Letters From the Editor
Reasons To Be Cheerful
Among his books, High Fidelity is my favorite, About A Boy is also good. I even enjoyed both movies, and enjoyed even more walking out of the theater (or, in About A Boy’s case, turning off the television) and waxing the old axiom ‘ but the book was better’ to myself and knowing it was true. It didn’t hurt that one movie stars John Cusack, the most likeable of American actors, and the other, Hugh Grant, the most charming of the English (besides Jim Broadbent, whose tubbiness, both in body and spirit, seems to weigh down his bumbling, unlike Grant’s verbal hiccups which somehow come out smooth), but both films managed to enlarge the book on the big screen without replacing it, as Remains of the Day did for Ishiguro’s now-forgotten masterpiece .
Hornby’s books turn me on in the same way as Penelope Fitzgerald’s and Graham Greene’s entertainments – they lure me to the next page, and I understand their characters’ difficult and slow paths to knowing themselves, and they’re concerned with love. But Hornby’s gotten a bad deal. Critics picked up on his love for pop music, and with their understanding of the word pop including ‘N Sync but not Neal Young (unlike Hornby’s), they’ve routinely referred to him as a pop-author, meaning ‘readable’ (bad) but ‘light’ (even worse). Critics, like musicians, need a hook to sell their story; unfortunately, Hornby gave them one to bury under their noses. Witness the trashing of Hornby’s last book, How To Be Good, which wasn’t bad but was treated like Billy Joel composing classical music, an unfair analogy yes, but a close one.

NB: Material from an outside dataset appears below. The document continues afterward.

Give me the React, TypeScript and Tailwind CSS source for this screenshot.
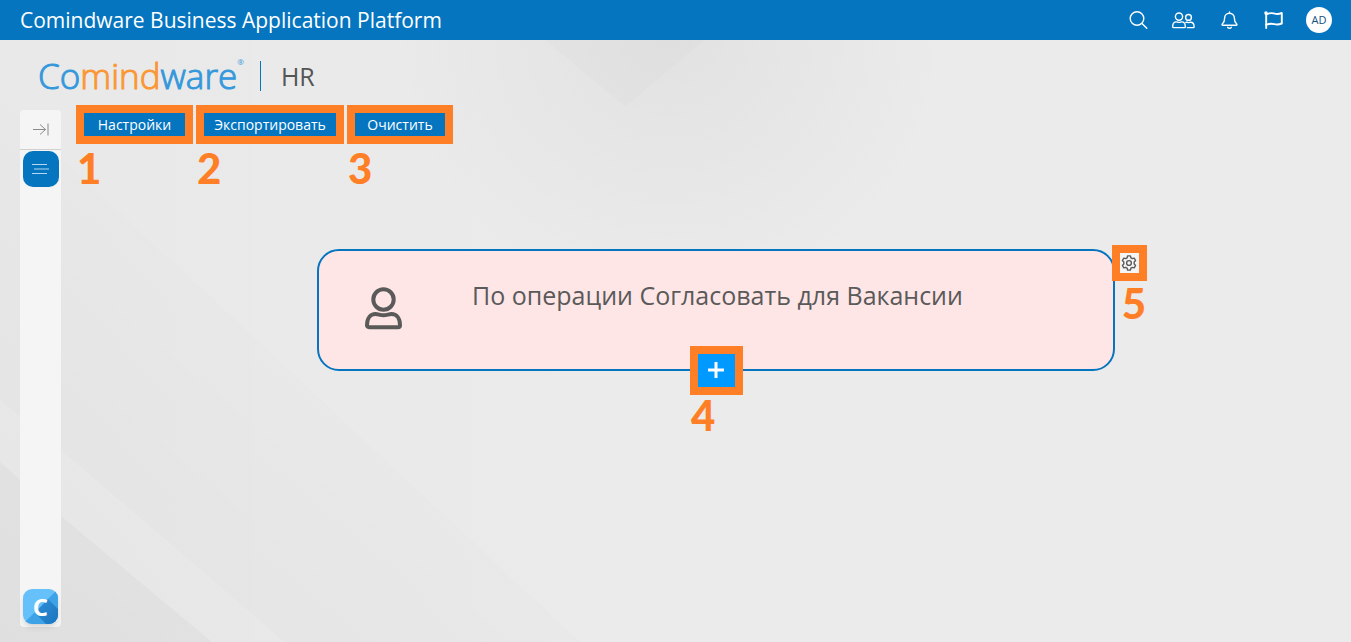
import type { ReactNode } from "react";

const toolbarActions = [
  { id: 1, title: "Настройки", className: "w-[117px]" },
  { id: 2, title: "Экспортировать", className: "w-[148px]" },
  { id: 3, title: "Очистить", className: "w-[106px]" },
];

function Step({ children }: { children: ReactNode }) {
  return (
    <span className="px-px font-['Lato',sans-serif] text-[42px] leading-10 font-black text-[#ff7f27]">
      {children}
    </span>
  );
}

function Backdrop() {
  return (
    <svg
      className="absolute inset-0 -z-10 h-full w-full"
      viewBox="0 0 1351 642"
      preserveAspectRatio="none"
      aria-hidden="true"
    >
      <defs>
        <radialGradient id="shade" gradientUnits="userSpaceOnUse" cx="670" cy="30" r="280">
          <stop offset="0" stopColor="#000" stopOpacity="0.04" />
          <stop offset="1" stopColor="#000" stopOpacity="0" />
        </radialGradient>
        <linearGradient id="corner" gradientUnits="userSpaceOnUse" x1="0" y1="642" x2="330" y2="250">
          <stop offset="0" stopColor="#000" stopOpacity="0.03" />
          <stop offset="1" stopColor="#000" stopOpacity="0" />
        </linearGradient>
        <linearGradient id="left" x1="0" y1="0" x2="1" y2="0">
          <stop offset="0" stopColor="#000" stopOpacity="0.01" />
          <stop offset="1" stopColor="#000" stopOpacity="0" />
        </linearGradient>
      </defs>
      <rect width="1351" height="642" fill="#ebebeb" />
      <rect width="700" height="642" fill="url(#left)" />
      <rect x="380" y="40" width="580" height="280" fill="url(#shade)" />
      <path d="M705 40L625 107L545 40Z" fill="#000" fillOpacity="0.01" />
      <path d="M0 100L580 642H0Z" fill="url(#corner)" />
      <path d="M0 462L61 516L212 642H0Z" fill="#000" fillOpacity="0.012" />
      <path d="M0 400L61 450L285 642H212L61 516L0 462Z" fill="#fff" fillOpacity="0.12" />
    </svg>
  );
}

function SearchIcon() {
  return (
    <svg width="19" height="19" viewBox="0 0 19 19" fill="none" stroke="currentColor" strokeWidth="1.4" strokeLinecap="round">
      <circle cx="8" cy="7.500" r="6.800" />
      <path d="M13 12.500l4.800 4.800" />
    </svg>
  );
}

function UsersIcon() {
  return (
    <svg width="23" height="17" viewBox="0 0 23 17" fill="none" stroke="currentColor" strokeWidth="1.4" strokeLinejoin="round">
      <circle cx="7" cy="4.600" r="3.600" />
      <path d="M1.600 15.600c-.6 0-.9-.3-.9-.9 0-3.200 1.300-4.800 3.600-4.800.9 0 1.500.5 2.700.5s1.800-.5 2.700-.5c2.300 0 3.600 1.600 3.600 4.800 0 .6-.3.900-.9.900z" />
      <circle cx="16.500" cy="5.400" r="2.900" />
      <path d="M13.300 10.700c.4-.3.900-.5 1.400-.5.700 0 1.100.4 1.900.4s1.200-.4 2-.4c2.200 0 3.500 1.700 3.500 4.500 0 .6-.3.900-.8.900h-6.500" />
    </svg>
  );
}

function BellIcon() {
  return (
    <svg width="17" height="18" viewBox="0 0 17 18" fill="none" stroke="currentColor" strokeWidth="1.4" strokeLinecap="round" strokeLinejoin="round">
      <path d="M8.500 1v1.200M8.500 2.200c-3 0-4.900 2.200-4.900 5 0 3.300-.8 4.500-2.100 5.500-.8.700-.5 1.500.4 1.500h13.200c.9 0 1.200-.8.400-1.500-1.300-1-2.100-2.200-2.100-5.500 0-2.800-1.900-5-4.900-5z" />
      <path d="M6.700 16.300c.8 1.200 2.800 1.200 3.600 0" />
    </svg>
  );
}

function FlagIcon() {
  return (
    <svg width="19" height="18" viewBox="0 0 19 18" fill="none" stroke="currentColor" strokeWidth="1.9" strokeLinecap="round" strokeLinejoin="round">
      <circle cx="2" cy="2" r="1.800" fill="currentColor" stroke="none" />
      <path d="M2.200 2v15" />
      <path d="M2.200 3.500c4.500-2 6.500-1.600 8.700-.8 2.200.7 4 .5 6.900-.7v10.500c-3.500 1.400-5.200 1.300-7.500.6-2.300-.7-4.600-.7-8.100.6" />
    </svg>
  );
}

function GearIcon() {
  return (
    <svg className="shrink-0" width="17" height="16" viewBox="0 0 17 16" fill="none" stroke="currentColor" strokeWidth="1.4" strokeLinejoin="round">
      <path d="M6.600.9h2.800l.5 1.900 1.400.8 1.900-.5 1.400 2.400-1.400 1.400v2.200l1.400 1.400-1.400 2.400-1.900-.5-1.400.8-.5 1.900H6.600l-.5-1.900-1.400-.8-1.900.5-1.400-2.400 1.400-1.400V6.900L1.400 5.500l1.400-2.400 1.900.5 1.400-.8z" />
      <circle cx="8" cy="8" r="2.400" />
    </svg>
  );
}

function Header() {
  return (
    <header className="flex h-10 items-center justify-between bg-[#0575bf] pr-[19px] pl-5 text-white">
      <h1 className="text-[21px] leading-7">Comindware Business Application Platform</h1>
      <div className="flex items-center gap-[23px]">
        <button type="button" aria-label="Поиск" className="px-px"><SearchIcon /></button>
        <button type="button" aria-label="Пользователи"><UsersIcon /></button>
        <button type="button" aria-label="Уведомления" className="px-[3px]"><BellIcon /></button>
        <button type="button" aria-label="Флаг"><FlagIcon /></button>
        <button type="button" className="size-[26px] rounded-full bg-white text-[11px] font-medium text-[#12507e]">
          AD
        </button>
      </div>
    </header>
  );
}

function Brand() {
  return (
    <div className="flex h-[65px] items-center pt-1.5 pl-[38px]">
      <div className="flex items-center font-light text-[#3598db]">
        <span className="text-[35px] leading-10 [-webkit-text-stroke:1px]">
          Co<span className="text-[#fb9735]">mind</span>ware
        </span>
        <span className="self-start text-[8px] leading-3 font-normal">®</span>
      </div>
      <span className="ml-4 h-[30px] w-px bg-[#0575bf]" />
      <h2 className="ml-5 text-[25px] leading-10 text-[#555]">HR</h2>
    </div>
  );
}

function Sidebar() {
  return (
    <nav className="mt-[5px] mb-[15px] ml-5 flex w-[41px] flex-col items-center rounded bg-[#f5f5f5]">
      <button
        type="button"
        aria-label="Развернуть"
        className="flex h-10 w-full items-center justify-center border-b border-[#d0d0d0] text-[#8a8a8a]"
      >
        <svg width="16" height="14" viewBox="0 0 16 14" fill="none" stroke="currentColor">
          <path d="M0 6.500h12.500M7 1.500L12.500 6.500L7 11.500M15 .5v12" />
        </svg>
      </button>
      <button
        type="button"
        aria-label="Меню"
        className="mt-px flex size-9 items-center justify-center rounded-[10px] bg-[#0575bf] text-[#b5d8f0]"
      >
        <svg width="18" height="12" viewBox="0 0 18 12" fill="none" stroke="currentColor">
          <path d="M0 1.500h15M2 6h15M0 10.500h15" />
        </svg>
      </button>
      <a href="#" aria-label="Comindware" className="mt-auto mb-[3px]">
        <span className="relative flex size-[35px] items-center justify-center overflow-hidden rounded-[9px] shadow-md">
          <svg className="absolute inset-0" width="35" height="35" viewBox="0 0 35 35">
            <defs>
              <linearGradient id="fold" x1="0" y1="0" x2="1" y2="1">
                <stop offset="0.200" stopColor="#2a8cd3" />
                <stop offset="1" stopColor="#1b74bd" />
              </linearGradient>
            </defs>
            <rect width="35" height="35" fill="#66c0fa" />
            <path d="M35 0L0 35H35Z" fill="#3da2e6" />
            <path d="M25 10L35 20V35H23L12 24Z" fill="url(#fold)" />
          </svg>
          <b className="relative text-[24px] leading-8 text-white">C</b>
        </span>
      </a>
    </nav>
  );
}

function OperationCard() {
  return (
    <article className="relative flex h-[122px] w-full max-w-[798px] rounded-[22px] border-2 border-[#0575bf] bg-[#ffe6e6] text-[#5a5a5a]">
      <svg className="mt-9 ml-[46px] shrink-0" width="38" height="43" viewBox="0 0 38 43" fill="none" stroke="currentColor" strokeWidth="4" strokeLinejoin="round">
        <circle cx="18.500" cy="12.500" r="10.200" />
        <path d="M4 40.200c-1.300 0-2-.8-2-2C2 31 5.500 27 10.500 27c2.800 0 4.500 1.300 8 1.300s5.200-1.300 8-1.300c5 0 8.500 4 8.500 11.200 0 1.200-.7 2-2 2z" />
      </svg>
      <p className="mt-[26px] ml-[69px] text-[25px] leading-9">По операции Согласовать для Вакансии</p>

      <div className="absolute top-[95px] left-1/2 -ml-[26px] flex w-[53px] flex-col items-start">
        <button
          type="button"
          aria-label="Добавить"
          className="flex h-[49px] w-full items-center justify-center border-8 border-[#ff7f27] bg-[#0099ff] text-white"
        >
          <svg width="17" height="17" viewBox="0 0 17 17" stroke="currentColor" strokeWidth="3">
            <path d="M8 0v16M0 8h16" />
          </svg>
        </button>
        <Step>4</Step>
      </div>

      <div className="absolute -top-1.5 -right-[34px] flex w-[35px] flex-col items-end gap-0.5">
        <button
          type="button"
          aria-label="Настроить"
          className="flex h-9 w-full items-center justify-center border-8 border-[#ff7f27] bg-[#f5f5f5]"
        >
          <GearIcon />
        </button>
        <Step>5</Step>
      </div>
    </article>
  );
}

export default function App() {
  return (
    <div className="relative isolate flex min-h-screen flex-col font-['Open_Sans','Noto_Sans',sans-serif]">
      <Backdrop />
      <Header />
      <Brand />
      <div className="flex flex-1">
        <Sidebar />
        <main className="flex-1">
          <div className="flex gap-[3px] pl-[15px]">
            {toolbarActions.map((action) => (
              <div key={action.id} className="flex flex-col items-start gap-1">
                <button
                  type="button"
                  className={`h-[39px] border-8 border-[#ff7f27] bg-[#0575bf] text-[14px] leading-5 whitespace-nowrap text-white ${action.className}`}
                >
                  {action.title}
                </button>
                <Step>{action.id}</Step>
              </div>
            ))}
          </div>
          <div className="mt-[61px] flex justify-center pl-5">
            <OperationCard />
          </div>
        </main>
      </div>
    </div>
  );
}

But calling Hornby light is a shame, since I think many top-rate authors aren’t willing to work out moral questions in the way Hornby does, and as his readers actually experience them: day to day, under boring circumstances. Hence his popularity with the buyers, I guess, but not the papers. Too often big-name novelists rely on subterranean associations that critics confuse as decisions that are simply too difficult to fish, or not get at all, rather than accidents, and though those associations are surely floating in Hornby’s novels too, he’s also quite forthright on the page, and tells us what his characters think, feel, and suffer through. I appreciate that.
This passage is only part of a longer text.